Septembre sera, comme chaque année, le mois de rassemblement de tous les pays du monde lors de l’Assemblée générale de Nations Unies. Cette 78ème session est dédiée aux Objectifs de développement durable (ODD) et tous les chefs d’Etat (193 Etats membres) et de gouvernements vont s’adresser à l’AG, dont la petite Belgique qui, dans un louable esprit de transparence, explique à nos concitoyens, sur le site des Affaires étrangères, le pourquoi et le comment de cette ‘grand’messe’ mondiale . (1)

La Belgique tient à montrer son attachement à cette institution en soulignant qu’elle fut un des premiers Etats signataires de la Charte des Nations Unies dans laquelle la paix sur cette terre n’est possible que s’il y a en même temps un développement social et économique pour tous et une efficace défense des droits humains. Sur le site, on nous rappelle que le tout premier président de l'AG, en 1946, était Paul-Henri Spaak, alors ministre belge des Affaires étrangères.

Dès le 19 septembre, nos gouvernants du monde entier vont s’exprimer devant cette gigantesque tribune. Le « débat général annuel de haut niveau » se déroulera sur le thème « Rétablir la confiance et raviver la solidarité mondiale : accélérer l’action menée pour réaliser le Programme 2030 et ses objectifs de développement durable en faveur de la paix, de la prospérité, du progrès et de la durabilité pour tout le monde. »
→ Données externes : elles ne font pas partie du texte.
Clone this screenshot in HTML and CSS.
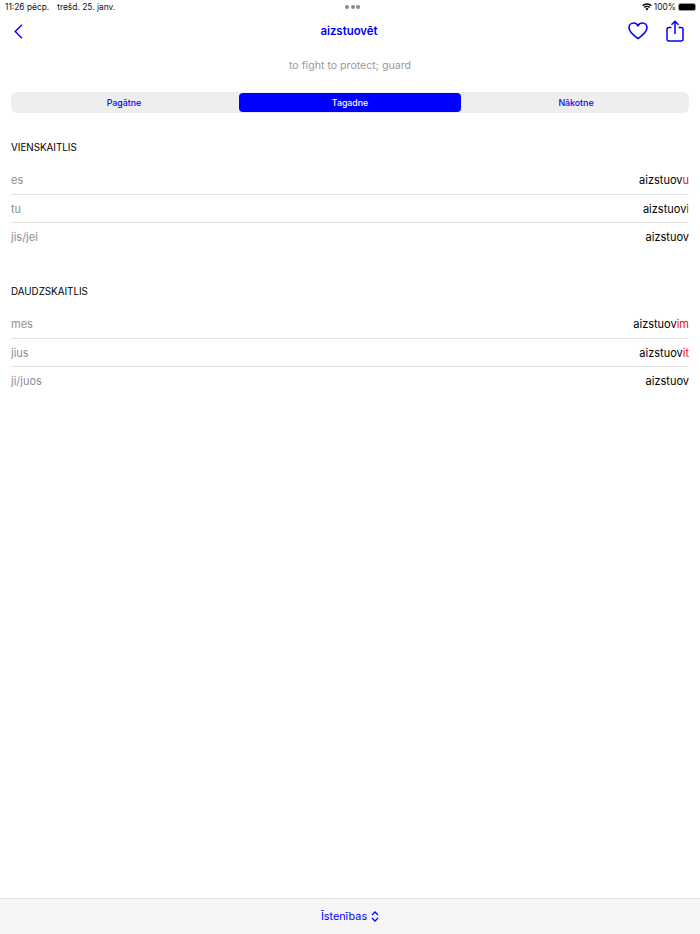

La décolonisation continue

En plein contexte de guerre en Ukraine, de rivalités entre les Etats-Unis et la Chine pour la suprématie économique et militaire sur la planète, nombre de pays, dits du « grand Sud », anciennement colonisés par les puissances occidentales, secouent les règles, les non-dits, les préjugés et les habitudes imposés par ces puissances. Les révoltes et coups d’Etats en Afrique centrale (ex-Françafrique) sont révélateurs de cette volonté de briser les carcans politiques, économiques, financiers qui ont servi à l’exploitation des ressources naturelles par les anciens colonisateurs et trop peu au développement des populations ainsi assujetties principalement aux multinationales dans quasi tous les secteurs de l’économie. Ces peuple n’en peuvent plus de se voir spoliés de leurs richesses tout en végétant dans la pauvreté alors que les castes dirigeantes brandissent d’insolentes richesses, fruits de la corruption généralisée.

Ces peuples veulent protéger leurs forêts, leur eau potable, leur agriculture. Ils veulent développer leurs écoles et universités, leur justice et réinventer leurs systèmes de gestion politique. Car le modèle des démocraties à l‘occidentale leur a été imposé et dans les pays occidentaux eux-mêmes ils montrent leurs faiblesses.
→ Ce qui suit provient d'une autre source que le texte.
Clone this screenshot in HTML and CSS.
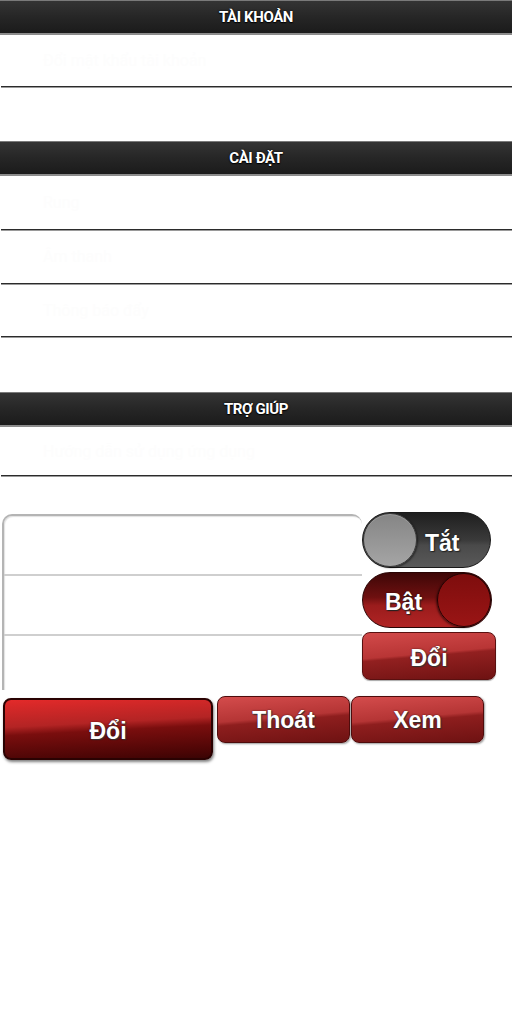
FILE: index.html
```html
<!DOCTYPE html>
<html lang="vi">
<head>
<meta charset="utf-8">
<link rel="stylesheet" href="styles.css">
</head>
<body>
<div class="page">
  <section class="group g1">
    <div class="hdr">TÀI KHOẢN</div>
    <div class="row r52"><span class="ghost">Đổi mật khẩu tài khoản</span></div>
  </section>
  <section class="group g2">
    <div class="hdr">CÀI ĐẶT</div>
    <div class="row r54"><span class="ghost">Rung</span></div>
    <div class="row r54"><span class="ghost">Âm thanh</span></div>
    <div class="row r53"><span class="ghost">Thông báo đẩy</span></div>
  </section>
  <section class="group g3">
    <div class="hdr">TRỢ GIÚP</div>
    <div class="row r49"><span class="ghost">Hướng dẫn sử dụng ứng dụng</span></div>
  </section>

  <div class="controls">
    <div class="card">
      <div class="crow c1"></div>
      <div class="crow c2"></div>
      <div class="crow c3"></div>
    </div>
    <div class="side">
      <div class="toggle off"><span class="knob"></span><span class="tlabel">Tắt</span></div>
      <div class="toggle on"><span class="tlabel">Bật</span><span class="knob"></span></div>
      <div class="btn small">Đổi</div>
    </div>
  </div>
  <div class="actions">
    <div class="btn big">Đổi</div>
    <div class="btn mid">Thoát</div>
    <div class="btn mid">Xem</div>
  </div>
</div>
</body>
</html>
```

FILE: styles.css
```css
* { box-sizing: border-box; }
html, body { margin: 0; padding: 0; background: #fff; }
body { width: 512px; height: 1024px; font-family: Roboto, "Liberation Sans", "DejaVu Sans", sans-serif; }
.page { width: 512px; display: flow-root; }
.group { display: flow-root; }

.g1 { margin-bottom: 54px; }
.g2 { margin-bottom: 55px; }
.g3 { margin-bottom: 36px; }

.hdr {
  height: 35px;
  background: linear-gradient(#343434, #262626 50%, #1b1b1b);
  border-top: 1px solid #7a7a7a;
  border-bottom: 2px solid #8c8c8c;
  color: #fff;
  font-weight: 700;
  font-size: 15px;
  letter-spacing: -0.4px;
  text-align: center;
  line-height: 33px;
  text-shadow: 0 1px 1px #000, 0 0 2px #000;
}

.row {
  display: flex;
  align-items: center;
  padding-left: 42px;
  border-bottom: 1px solid #2b2b2b;
  box-shadow: 0 1px 0 #9a9a9a;
  margin-left: 1px;
}
.r52 { height: 52px; }
.r53 { height: 53px; }
.r54 { height: 54px; }
.r49 { height: 49px; }
.ghost { color: #fdfdfd; font-size: 16px; }

.controls {
  display: flex;
  align-items: flex-start;
  padding-left: 2px;
}
.card {
  width: 360px;
  margin-top: 2px;
  border: 2px solid #b4b4b4;
  border-right: 0;
  border-bottom: 0;
  border-radius: 10px 10px 0 0;
  box-shadow: inset 1px 1px 1px #e2e2e2;
}
.crow { border-bottom: 2px solid #cfcfcf; }
.c1 { height: 60px; }
.c2 { height: 60px; }
.c3 { height: 54px; border-bottom: 0; }

.side {
  display: flex;
  flex-direction: column;
  gap: 4px;
  width: 135px;
}

.toggle {
  height: 56px;
  border-radius: 28px;
  display: flex;
  align-items: center;
}
.toggle.off {
  width: 129px;
  background: linear-gradient(#1f1f1f, #3a3a3a 50%, #4a4a4a 60%, #595959);
  border: 1px solid #1a1a1a;
}
.toggle.on {
  width: 130px;
  background: linear-gradient(#3e0707, #6e1010 45%, #9a1c1c 60%, #b02424);
  border: 1px solid #2a0404;
}
.knob {
  width: 54px;
  height: 54px;
  border-radius: 50%;
  flex: none;
}
.off .knob {
  background: linear-gradient(#858585, #a5a5a5);
  border: 1px solid #3a3a3a;
  box-shadow: 1px 1px 2px rgba(0,0,0,.5), inset 0 1px 0 #9a9a9a;
}
.on .knob {
  margin-left: auto;
  background: linear-gradient(#7e0d0d, #9a1515);
  border: 1px solid #220202;
  box-shadow: -1px 1px 2px rgba(0,0,0,.5);
}
.tlabel {
  color: #fff;
  font-family: "Liberation Sans", Arial, sans-serif;
  font-weight: 700;
  font-size: 23px;
  text-shadow: 1px 1px 1px #222, 0 0 2px rgba(0,0,0,.6);
}
.off .tlabel { margin-left: 8px; margin-top: 6px; }
.on .tlabel { margin-left: 22px; margin-top: 4px; }

.btn {
  display: flex;
  align-items: center;
  justify-content: center;
  color: #fff;
  font-family: "Liberation Sans", Arial, sans-serif;
  font-weight: 700;
  font-size: 23px;
  text-shadow: 1px 1px 1px #333, 0 0 2px rgba(0,0,0,.6);
  border-radius: 8px;
}
.btn.small {
  width: 134px;
  height: 48px;
  background: linear-gradient(175deg, #d24a4a, #b83535 45%, #922020 50%, #6e1212);
  border: 1px solid #5a1010;
  box-shadow: 0 1px 1px rgba(0,0,0,.35);
  padding-top: 4px;
}

.actions {
  display: flex;
  align-items: flex-start;
  padding-left: 3px;
  margin-top: 6px;
  gap: 4px;
}
.btn.big {
  width: 210px;
  height: 62px;
  margin-top: 2px;
  background: linear-gradient(177deg, #e32a2a, #b32424 40%, #7a0e0e 52%, #4a0505 90%, #3a0404);
  border: 2px solid #2a0202;
  box-shadow: 1px 2px 3px rgba(0,0,0,.5);
  padding-top: 4px;
}
.btn.mid {
  width: 133px;
  height: 47px;
  background: linear-gradient(175deg, #d44c4c, #b53535 45%, #8e1e1e 52%, #6e1212);
  border: 1px solid #4e0c0c;
  box-shadow: 1px 1px 2px rgba(0,0,0,.4);
  padding-top: 2px;
}
.btn.mid + .btn.mid { margin-left: -3px; }
```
Certains pays, les BRICS, se sont groupés afin de négocier d’égal à égal avec les Etats-Unis et l’Europe un autre ordre mondial, économique, financier, politique. Ils cherchent à sortir du carcan imposé par les Etats-Unis notamment, à savoir la soumission aux règles économiques néo-libérales, à la suprématie du dollar, au contrôle permanent des flux financiers mondiaux par les Etats-Unis…

Ils refusent de s’aligner sur les décisions guerrières de l’actuel président Joe Biden, qui poursuit la politique de ses prédécesseurs en écartant les Nations Unies des décisions qui concernent pourtant l’équilibre du monde. Et l’Union européenne a joué à ce jeu pervers, où elle ne peut qu’être perdante.

En 1972, Allende nous avertissait déjà

Il y a cinquante et un ans, le président du Chili, Salvador Allende, avait averti le monde entier des effets dévastateurs pour les pays en développement de la stratégie US. (2) Voici ce que décrypte Jorge Magasich : « Dans son discours d’ouverture de la Conférence des Nations Unies sur le commerce et le développement (Cnuced) à Santiago, en avril 1972, devant quelque 3 000 délégués et observateurs issus de 131 pays, Allende, met — déjà ! — en garde contre la politique des Etats-Unis, du Japon et de la Communauté économique européenne (CEE, ancêtre de l’actuelle Union européenne) visant à démanteler progressivement les obstacles au libre-échange. Selon lui, ‘ libérer le commerce (...) efface d’un trait les avantages que le système de préférences généralisées apporte aux pays en développement »’.

Mais la principale menace pour le tiers-monde, poursuit Allende, réside dans le fait ‘que les trois grandes puissances économiques prétendent mettre en place cette politique non pas à travers la Cnuced, mais à travers le GATT (General Agreement on Tariffs and Trade, ancêtre de l’Organisation mondiale du commerce)’. Or, le GATT n’est pas soumis aux principes de l’Organisation des Nations unies (ONU), sa composition n’a rien de représentatif et l’organisation a démontré un souci particulier pour les intérêts des pays dominants... »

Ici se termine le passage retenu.